Just an update, we now have OKD operator hub: https://github.com/redhat-openshift-ecosystem/okd-operators so shipping an operator there won't cause duplicated entries when running on OCP.

BlaineEXE commented 2 years ago

@michalskrivanek @sandrobonazzola it seems that your desire for this feature is much greater than the priority we are able to allot it. Perhaps you would be able to make a pull request to contribute this to Rook?

grimmthetallest commented 2 years ago

Also very interested in seeing a release of this operator specifically for use with OKD. @travisn @subhamkrai are OLM changes still a blocker for this issue or will they possibly be resolved soon?

Jeansen commented 1 year ago

Another ping here. I recently came along the OLM and what I see is that the operator there is very, very old (version 1.1.1). Any update when a more recent release will be available?

BlaineEXE commented 1 year ago

@Jeansen it seems that your desire for this feature is much greater than the priority we are able to allot it. Perhaps you would be able to make a pull request to contribute this to Rook?

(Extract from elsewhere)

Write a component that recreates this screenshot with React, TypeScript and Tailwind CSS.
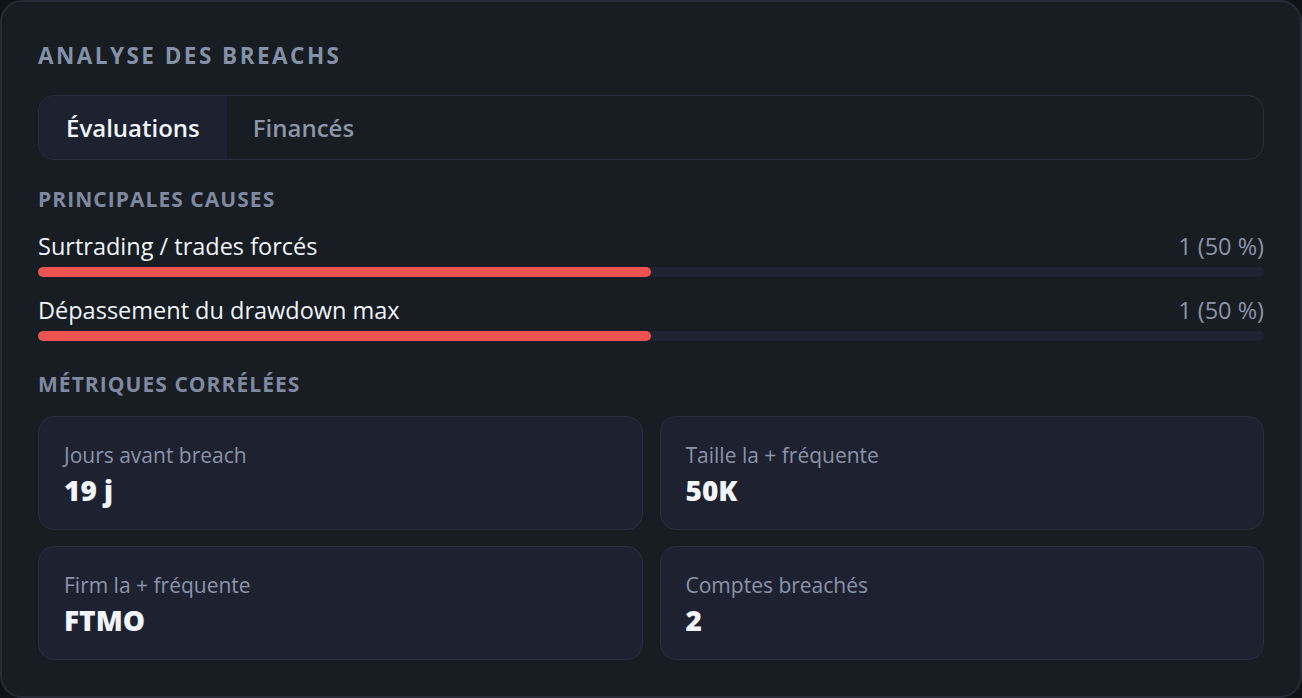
import React from "react";

interface Cause {
  label: string;
  count: number;
  pct: number;
}

interface Metric {
  label: string;
  value: string;
}

const causes: Cause[] = [
  { label: "Surtrading / trades forcés", count: 1, pct: 50 },
  { label: "Dépassement du drawdown max", count: 1, pct: 50 },
];

const metrics: Metric[] = [
  { label: "Jours avant breach", value: "19 j" },
  { label: "Taille la + fréquente", value: "50K" },
  { label: "Firm la + fréquente", value: "FTMO" },
  { label: "Comptes breachés", value: "2" },
];

export default function App() {
  return (
    <div
      className="min-h-screen bg-[#0f1217]"
      style={{ fontFamily: '"Open Sans", "Noto Sans", sans-serif' }}
    >
      <div className="h-[698px] rounded-[22px] border-2 border-[#252c38] bg-[#181c23] px-[36px] pt-[40px]">
        <h2 className="text-[22.5px] font-bold uppercase leading-[28px] tracking-[0.11em] text-[#8491a6]">
          Analyse des breachs
        </h2>

        <div className="mt-[25px] flex h-[65px] overflow-hidden rounded-[16px] border border-[#28303d]">
          <button className="bg-[#1e2230] px-[27px] text-[24px] font-semibold text-[#f1f4f8]">
            Évaluations
          </button>
          <button className="px-[26px] text-[24px] font-semibold text-[#8b95a6]">
            Financés
          </button>
        </div>

        <h3 className="mt-[26px] text-[21px] font-bold uppercase leading-[26px] tracking-[0.05em] text-[#7f8aa0]">
          Principales causes
        </h3>

        <div className="mt-[18px] flex flex-col gap-[17px]">
          {causes.map((c) => (
            <div key={c.label}>
              <div className="flex items-center justify-between text-[23.5px] leading-[32px]">
                <span className="text-[#f1f4f8]">{c.label}</span>
                <span className="text-[#8b95a6]">
                  {c.count} ({c.pct} %)
                </span>
              </div>
              <div className="mt-[5px] h-[10px] rounded-full bg-[#1f2432]">
                <div
                  className="h-full rounded-full bg-[#ef5350]"
                  style={{ width: `${c.pct}%` }}
                />
              </div>
            </div>
          ))}
        </div>

        <h3 className="mt-[30px] text-[21px] font-bold uppercase leading-[26px] tracking-[0.05em] text-[#7f8aa0]">
          Métriques corrélées
        </h3>

        <div className="mt-[19px] grid grid-cols-2 gap-[16px] gap-x-[17px]">
          {metrics.map((m) => (
            <div
              key={m.label}
              className="h-[114px] rounded-[16px] border border-[#272f3c] bg-[#1e2230] px-[25px] pt-[24px]"
            >
              <div className="text-[21px] leading-[28px] text-[#8a94a8]">
                {m.label}
              </div>
              <div className="mt-[4px] text-[28px] font-black leading-[34px] text-[#f1f4f8]">
                {m.value}
              </div>
            </div>
          ))}
        </div>
      </div>
    </div>
  );
}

Jeansen commented 1 year ago

@BlaineEXE OK, I'll see what I can do. But I bett it will take some time ..... anyway, I'll try!

BlaineEXE commented 1 year ago

Thanks @Jeansen :) I believe @subhamkrai is working on updating our tooling that generates CSVs (or will be soon). It may be worth waiting for his work to wrap up (it may be a couple months). I'm hoping that will make this task a bit simpler.

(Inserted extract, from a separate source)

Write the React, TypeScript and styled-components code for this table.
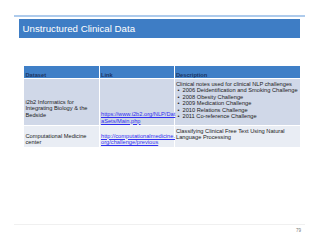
import styled, { createGlobalStyle } from "styled-components";

const Global = createGlobalStyle`
  html, body {
    margin: 0;
    padding: 0;
    background: #ffffff;
  }
  body {
    font-family: "Liberation Sans", Arial, sans-serif;
  }
`;

const Slide = styled.div`
  width: 320px;
  height: 247px;
  display: flex;
  flex-direction: column;
  box-sizing: border-box;
  padding-top: 15px;
`;

const TopRule = styled.div`
  margin: 0 15px 0 14px;
  height: 2px;
  background: #aecbec;
`;

const TitleBar = styled.div`
  margin: 2px 20px 0 19px;
  height: 19px;
  background: #3e7dc5;
  display: flex;
  align-items: center;
  padding-left: 3.5px;
  color: #ffffff;
  font-size: 9.7px;
`;

const Table = styled.table`
  margin: 28px 0 0 24px;
  width: 276px;
  border-collapse: collapse;
  table-layout: fixed;
  font-size: 5.7px;
  line-height: 6.5px;
  color: #222222;
`;

const HeadCell = styled.th`
  background: #3f7fc7;
  color: #1c3563;
  font-weight: bold;
  text-align: left;
  height: 12px;
  padding: 0 1px 0 1.5px;
  vertical-align: bottom;
  border-left: 1px solid #ffffff;
  &:first-child {
    border-left: none;
  }
`;

const Row = styled.tr<{ $shade: string; $h: number }>`
  background: ${(p) => p.$shade};
  height: ${(p) => p.$h}px;
  border-top: 1px solid #ffffff;
`;

const Cell = styled.td<{ $align?: string; $pb?: number }>`
  vertical-align: ${(p) => p.$align || "top"};
  padding: 1.5px 1px ${(p) => p.$pb ?? 1}px 1.5px;
  border-left: 1px solid #ffffff;
  &:first-child {
    border-left: none;
  }
`;

const Link = styled.a`
  color: #3030f0;
  text-decoration: underline;
  white-space: nowrap;
`;

const Bullets = styled.ul`
  margin: 0;
  padding: 0;
  list-style: none;
  white-space: nowrap;
  li::before {
    content: "•";
    display: inline-block;
    width: 5px;
    padding-left: 1.5px;
  }
`;

const Footer = styled.div`
  margin-top: auto;
  margin-bottom: 14px;
`;

const BottomRule = styled.div`
  margin: 0 15px 0 14px;
  height: 1px;
  background: #f0f0f0;
`;

const PageNo = styled.div`
  text-align: right;
  padding-right: 19px;
  margin-top: 3px;
  font-size: 4.5px;
  color: #777777;
`;

const challenges = [
  "2006 Deidentification and Smoking Challenge",
  "2008 Obesity Challenge",
  "2009 Medication Challenge",
  "2010 Relations Challenge",
  "2011 Co-reference Challenge",
];

export default function App() {
  return (
    <>
      <Global />
      <Slide>
        <TopRule />
        <TitleBar>Unstructured Clinical Data</TitleBar>
        <Table>
          <colgroup>
            <col style={{ width: 75 }} />
            <col style={{ width: 75 }} />
            <col style={{ width: 126 }} />
          </colgroup>
          <thead>
            <tr>
              <HeadCell>Dataset</HeadCell>
              <HeadCell>Link</HeadCell>
              <HeadCell>Description</HeadCell>
            </tr>
          </thead>
          <tbody>
            <Row $shade="#d0d8e8" $h={47}>
              <Cell $align="bottom" $pb={7}>
                i2b2 Informatics for Integrating Biology &amp; the Bedside
              </Cell>
              <Cell $align="bottom" $pb={1}>
                <Link>
                  https://www.i2b2.org/NLP/Dat
                  <br />
                  aSets/Main.php
                </Link>
              </Cell>
              <Cell>
                Clinical notes used for clinical NLP challenges
                <Bullets>
                  {challenges.map((c) => (
                    <li key={c}>{c}</li>
                  ))}
                </Bullets>
              </Cell>
            </Row>
            <Row $shade="#e9edf4" $h={21}>
              <Cell $align="bottom">Computational Medicine center</Cell>
              <Cell $align="bottom">
                <Link>
                  http://computationalmedicine.
                  <br />
                  org/challenge/previous
                </Link>
              </Cell>
              <Cell>Classifying Clinical Free Text Using Natural Language Processing</Cell>
            </Row>
          </tbody>
        </Table>
        <Footer>
          <BottomRule />
          <PageNo>79</PageNo>
        </Footer>
      </Slide>
    </>
  );
}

Jeansen commented 1 year ago

OK, then let's keep this ticket open until you give me a ping. I'll check out the contribution docs in the meantime.

github-actions[bot] commented 1 year ago

This issue has been automatically marked as stale because it has not had recent activity. It will be closed in a week if no further activity occurs. Thank you for your contributions.

github-actions[bot] commented 1 year ago

This issue has been automatically closed due to inactivity. Please re-open if this still requires investigation.

ibotty commented 1 year ago

I would really like having rook on operatorhub for OKD and other OLM-using kubernetes clusters.

lfarkas commented 1 month ago

any news about it? is it really takes years?